The whole picture, created by means of standard details, may seem very abstract, or subjective, as the construct has to correspond to reality. To avoid this, the author does two things. The picture of Russia is obviously stereotypical but it can be interpreted as a conscious continuation of the problem of stereotype thinking, this time used on the level of textual space. The second thing is the reflection of this theme in the American part of the novel. Ninel Lengly, one of the negative characters, is very skeptical about the country and her point of view represents the same “foreign” alienation of perception, this time toward the American way of life.
As a result, both Russian and American readers can have equal understanding of the episodes because personal interpretative images are balanced by these two parallel and opposing elements of the narrative. On the whole, this opposition serves to demonstrate set models of assessment, familiar to the people of a certain culture. It points out the crisis of consciousness, restricted by different kinds of schemes and clichés. To see unpredictable and changeable black and white harlequins that perform in and form the novel is one of the possible interpretations of Look at the Harlequins!
[1] See: Johnson D.B. Worlds In Regression.

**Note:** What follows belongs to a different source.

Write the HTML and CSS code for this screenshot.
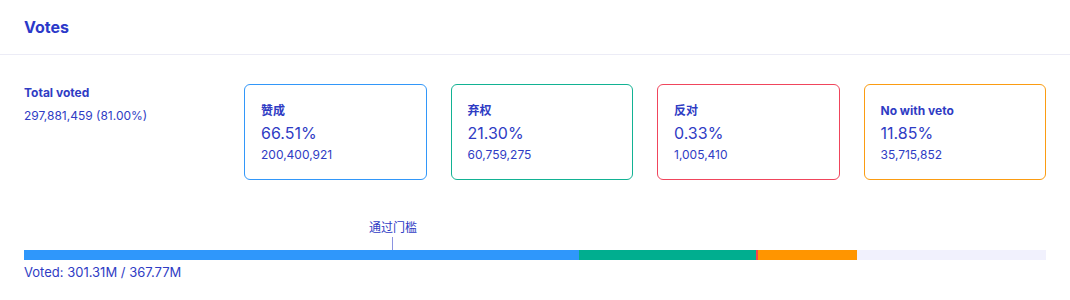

Ann Arbor, 1985. Shapiro G. Setting His Myriad Faces In His Text. // Nabokov And His Fiction: New Perspectives. Cambridge, 1999.
[2] Nabokov V. Look at the Harlequins! London: Penguin Books, 2001.
[3] Vadim Vadimovich’s Tamara refers to Nabokov’s Mary, Esmeralda – to Lolita.
[4] Набоков В.В. Лекции по зарубежной литературе. М, 1998. – с. 367-464.
[5] Борхес Х.Л. Борхес и Я // Круги Руин. СПб: Азбука, 2000ю – с. 5-7.